**Written exercise**
From the entries below, gather each line containing the word "Tailwind".

**Record extracts**
╭──

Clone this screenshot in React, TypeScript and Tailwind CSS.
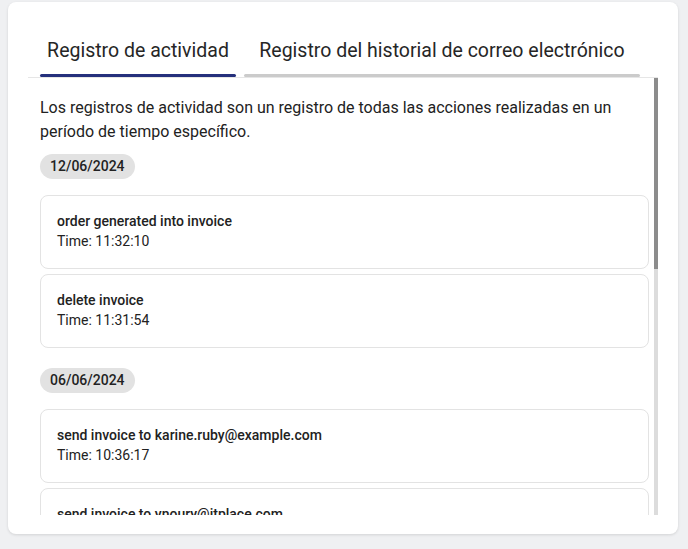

╰──
╭──

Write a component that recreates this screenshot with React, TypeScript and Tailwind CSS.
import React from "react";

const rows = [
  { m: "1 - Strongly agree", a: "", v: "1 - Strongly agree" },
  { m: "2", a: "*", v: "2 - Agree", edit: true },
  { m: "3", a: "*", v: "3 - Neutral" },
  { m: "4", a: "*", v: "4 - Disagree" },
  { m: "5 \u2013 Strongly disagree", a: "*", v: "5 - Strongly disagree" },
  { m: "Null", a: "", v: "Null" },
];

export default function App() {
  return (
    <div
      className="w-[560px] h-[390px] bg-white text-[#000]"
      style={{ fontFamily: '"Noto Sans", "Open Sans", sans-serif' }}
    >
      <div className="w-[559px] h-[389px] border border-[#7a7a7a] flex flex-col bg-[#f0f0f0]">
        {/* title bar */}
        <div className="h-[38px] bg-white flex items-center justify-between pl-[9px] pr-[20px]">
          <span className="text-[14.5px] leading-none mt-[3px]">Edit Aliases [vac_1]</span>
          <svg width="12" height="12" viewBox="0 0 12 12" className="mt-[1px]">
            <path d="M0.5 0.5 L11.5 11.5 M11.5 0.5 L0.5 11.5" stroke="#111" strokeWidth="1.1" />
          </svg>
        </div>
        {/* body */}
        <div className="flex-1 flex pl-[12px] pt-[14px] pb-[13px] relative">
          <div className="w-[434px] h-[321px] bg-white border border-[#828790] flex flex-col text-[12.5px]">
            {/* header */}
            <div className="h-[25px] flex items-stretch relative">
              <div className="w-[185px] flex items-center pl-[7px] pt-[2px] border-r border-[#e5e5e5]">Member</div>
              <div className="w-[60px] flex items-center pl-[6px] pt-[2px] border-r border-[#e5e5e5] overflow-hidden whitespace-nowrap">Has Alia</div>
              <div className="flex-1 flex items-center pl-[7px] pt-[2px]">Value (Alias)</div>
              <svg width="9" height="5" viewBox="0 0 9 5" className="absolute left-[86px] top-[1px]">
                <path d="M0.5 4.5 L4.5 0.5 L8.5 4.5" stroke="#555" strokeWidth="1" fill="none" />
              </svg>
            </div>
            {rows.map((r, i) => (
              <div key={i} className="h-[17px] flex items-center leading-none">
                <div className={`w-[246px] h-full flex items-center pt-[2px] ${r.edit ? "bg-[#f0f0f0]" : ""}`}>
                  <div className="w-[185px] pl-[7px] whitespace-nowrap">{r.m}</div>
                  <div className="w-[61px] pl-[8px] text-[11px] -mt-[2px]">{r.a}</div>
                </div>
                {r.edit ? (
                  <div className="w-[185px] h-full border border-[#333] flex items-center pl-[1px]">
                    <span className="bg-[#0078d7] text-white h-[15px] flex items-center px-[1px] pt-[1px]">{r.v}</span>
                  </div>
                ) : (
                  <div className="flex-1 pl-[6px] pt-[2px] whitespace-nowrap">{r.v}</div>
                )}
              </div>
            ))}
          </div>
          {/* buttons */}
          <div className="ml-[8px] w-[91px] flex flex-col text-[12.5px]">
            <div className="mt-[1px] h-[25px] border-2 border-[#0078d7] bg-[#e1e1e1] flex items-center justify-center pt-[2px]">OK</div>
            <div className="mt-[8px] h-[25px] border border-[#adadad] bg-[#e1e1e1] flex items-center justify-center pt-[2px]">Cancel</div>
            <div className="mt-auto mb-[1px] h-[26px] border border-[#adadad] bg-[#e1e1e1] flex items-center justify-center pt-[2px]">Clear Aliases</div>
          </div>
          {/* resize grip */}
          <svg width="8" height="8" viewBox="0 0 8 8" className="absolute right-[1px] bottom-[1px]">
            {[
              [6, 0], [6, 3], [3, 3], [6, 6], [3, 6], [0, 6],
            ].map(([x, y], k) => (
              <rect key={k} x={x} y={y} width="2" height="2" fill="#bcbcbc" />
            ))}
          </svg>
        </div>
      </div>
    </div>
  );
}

╰──

**Result below**
Clone this screenshot in React, TypeScript and Tailwind CSS.
Write a component that recreates this screenshot with React, TypeScript and Tailwind CSS.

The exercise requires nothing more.